__Given data__:
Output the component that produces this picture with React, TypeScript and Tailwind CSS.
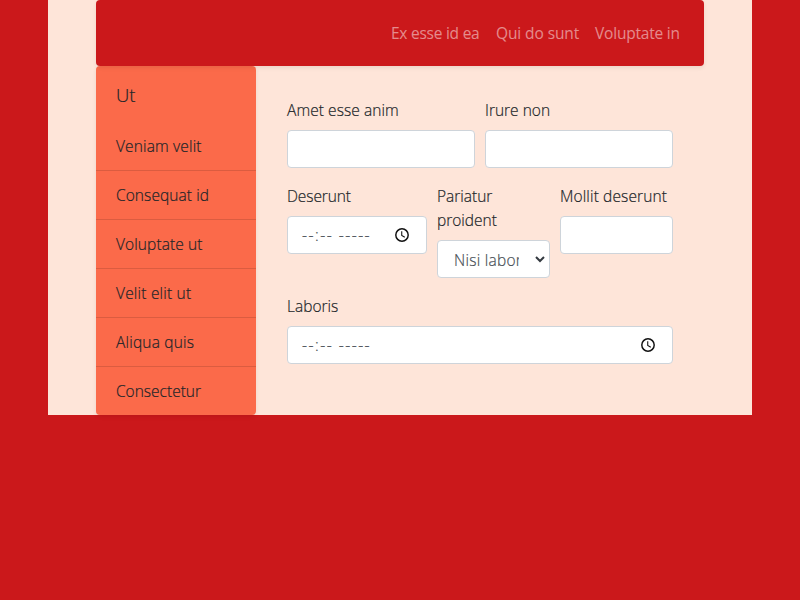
import React from "react";

const links = [
  { label: "Ex esse id ea", cls: "w-[89px] tracking-[-0.25px]" },
  { label: "Qui do sunt", cls: "w-[83px] tracking-[-0.1px]" },
  { label: "Voluptate in", cls: "w-[85px] tracking-[-0.2px]" },
];

const items = [
  { label: "Veniam velit", cls: "tracking-[0.15px]" },
  { label: "Consequat id", cls: "tracking-[0.08px]" },
  { label: "Voluptate ut", cls: "tracking-[0.1px]" },
  { label: "Velit elit ut", cls: "tracking-[0.2px]" },
  { label: "Aliqua quis", cls: "tracking-[0.2px]" },
  { label: "Consectetur", cls: "" },
];

const control =
  "flex h-[38px] w-full items-center rounded border border-[#ced4da] bg-white text-[#495057]";

function Clock() {
  return (
    <svg width="16" height="16" viewBox="0 0 24 24" fill="none" className="shrink-0">
      <circle cx="12" cy="12" r="9.3" stroke="#111" strokeWidth="2.2" />
      <path d="M11.6 6.5v6l4.6 2.8" stroke="#111" strokeWidth="1.6" />
    </svg>
  );
}

function Field({ label, className, children }: { label: React.ReactNode; className: string; children: React.ReactNode }) {
  return (
    <div className={className}>
      <label className="mb-2 block">{label}</label>
      {children}
    </div>
  );
}

function TimeBox() {
  return (
    <div className={`${control} justify-between pr-4 pl-[14px]`}>
      <span className="whitespace-pre tracking-[1.5px]">--:-- -----</span>
      <Clock />
    </div>
  );
}

export default function App() {
  return (
    <div className="h-[600px] w-[800px] overflow-hidden bg-[#cb181b] font-['Open_Sans',sans-serif] text-[15.5px] leading-6 font-light text-[#212529] [-webkit-text-stroke:0.2px]">
      <div className="mx-12 h-[415px] bg-[#fee5d9] px-12">
        <nav className="relative flex h-[66px] items-center justify-end gap-4 rounded bg-[#cb181b] pr-6 text-white/50 shadow-[0_2px_4px_rgba(0,0,0,0.075)] [-webkit-text-stroke:0px]">
          {links.map((l) => (
            <a key={l.label} className={`font-normal whitespace-nowrap ${l.cls}`}>{l.label}</a>
          ))}
        </nav>
        <div className="flex">
          <aside className="h-[349px] w-40 shrink-0 rounded bg-[#fb6a4a] shadow-[0_2px_4px_rgba(0,0,0,0.075)]">
            <h2 className="flex h-14 items-center px-5 pt-[2px] text-[18.5px]">Ut</h2>
            <ul>
              {items.map((t) => (
                <li key={t.label} className={`h-[49px] border-b border-black/[0.125] px-5 pt-3 last:h-12 last:border-b-0 ${t.cls}`}>{t.label}</li>
              ))}
            </ul>
          </aside>
          <form className="flex grow flex-col gap-4 pt-8 pr-[31px] pl-[31px]">
            <div className="flex gap-[10px]">
              <Field label="Amet esse anim" className="w-[188px] tracking-[0.07px]"><div className={control} /></Field>
              <Field label="Irure non" className="w-[188px]"><div className={control} /></Field>
            </div>
            <div className="flex gap-[10px]">
              <Field label="Deserunt" className="w-[140px] tracking-[-0.1px]"><TimeBox /></Field>
              <Field label={<>Pariatur<br />proident</>} className="w-[113px]">
                <div className={`${control} justify-between pr-1 pl-4`}>
                  <span className="w-[65px] overflow-hidden pt-px tracking-[0.25px] whitespace-nowrap">Nisi laboris</span>
                  <svg width="10" height="7" viewBox="0 0 10 7" fill="none">
                    <path d="M1 1l4 4 4-4" stroke="#343a40" strokeWidth="2" />
                  </svg>
                </div>
              </Field>
              <Field label="Mollit deserunt" className="w-[113px] tracking-[0.13px] whitespace-nowrap"><div className={control} /></Field>
            </div>
            <Field label="Laboris" className="w-full"><TimeBox /></Field>
          </form>
        </div>
      </div>
    </div>
  );
}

__Your task__: Transcribe all of the material exactly, leaving out whatever pictures it contains.

__Result__:
Output the component that produces this picture with React, TypeScript and Tailwind CSS.
import React from "react";

const links = [
  { label: "Ex esse id ea", cls: "w-[89px] tracking-[-0.25px]" },
  { label: "Qui do sunt", cls: "w-[83px] tracking-[-0.1px]" },
  { label: "Voluptate in", cls: "w-[85px] tracking-[-0.2px]" },
];

const items = [
  { label: "Veniam velit", cls: "tracking-[0.15px]" },
  { label: "Consequat id", cls: "tracking-[0.08px]" },
  { label: "Voluptate ut", cls: "tracking-[0.1px]" },
  { label: "Velit elit ut", cls: "tracking-[0.2px]" },
  { label: "Aliqua quis", cls: "tracking-[0.2px]" },
  { label: "Consectetur", cls: "" },
];

const control =
  "flex h-[38px] w-full items-center rounded border border-[#ced4da] bg-white text-[#495057]";

function Clock() {
  return (
    <svg width="16" height="16" viewBox="0 0 24 24" fill="none" className="shrink-0">
      <circle cx="12" cy="12" r="9.3" stroke="#111" strokeWidth="2.2" />
      <path d="M11.6 6.5v6l4.6 2.8" stroke="#111" strokeWidth="1.6" />
    </svg>
  );
}

function Field({ label, className, children }: { label: React.ReactNode; className: string; children: React.ReactNode }) {
  return (
    <div className={className}>
      <label className="mb-2 block">{label}</label>
      {children}
    </div>
  );
}

function TimeBox() {
  return (
    <div className={`${control} justify-between pr-4 pl-[14px]`}>
      <span className="whitespace-pre tracking-[1.5px]">--:-- -----</span>
      <Clock />
    </div>
  );
}

export default function App() {
  return (
    <div className="h-[600px] w-[800px] overflow-hidden bg-[#cb181b] font-['Open_Sans',sans-serif] text-[15.5px] leading-6 font-light text-[#212529] [-webkit-text-stroke:0.2px]">
      <div className="mx-12 h-[415px] bg-[#fee5d9] px-12">
        <nav className="relative flex h-[66px] items-center justify-end gap-4 rounded bg-[#cb181b] pr-6 text-white/50 shadow-[0_2px_4px_rgba(0,0,0,0.075)] [-webkit-text-stroke:0px]">
          {links.map((l) => (
            <a key={l.label} className={`font-normal whitespace-nowrap ${l.cls}`}>{l.label}</a>
          ))}
        </nav>
        <div className="flex">
          <aside className="h-[349px] w-40 shrink-0 rounded bg-[#fb6a4a] shadow-[0_2px_4px_rgba(0,0,0,0.075)]">
            <h2 className="flex h-14 items-center px-5 pt-[2px] text-[18.5px]">Ut</h2>
            <ul>
              {items.map((t) => (
                <li key={t.label} className={`h-[49px] border-b border-black/[0.125] px-5 pt-3 last:h-12 last:border-b-0 ${t.cls}`}>{t.label}</li>
              ))}
            </ul>
          </aside>
          <form className="flex grow flex-col gap-4 pt-8 pr-[31px] pl-[31px]">
            <div className="flex gap-[10px]">
              <Field label="Amet esse anim" className="w-[188px] tracking-[0.07px]"><div className={control} /></Field>
              <Field label="Irure non" className="w-[188px]"><div className={control} /></Field>
            </div>
            <div className="flex gap-[10px]">
              <Field label="Deserunt" className="w-[140px] tracking-[-0.1px]"><TimeBox /></Field>
              <Field label={<>Pariatur<br />proident</>} className="w-[113px]">
                <div className={`${control} justify-between pr-1 pl-4`}>
                  <span className="w-[65px] overflow-hidden pt-px tracking-[0.25px] whitespace-nowrap">Nisi laboris</span>
                  <svg width="10" height="7" viewBox="0 0 10 7" fill="none">
                    <path d="M1 1l4 4 4-4" stroke="#343a40" strokeWidth="2" />
                  </svg>
                </div>
              </Field>
              <Field label="Mollit deserunt" className="w-[113px] tracking-[0.13px] whitespace-nowrap"><div className={control} /></Field>
            </div>
            <Field label="Laboris" className="w-full"><TimeBox /></Field>
          </form>
        </div>
      </div>
    </div>
  );
}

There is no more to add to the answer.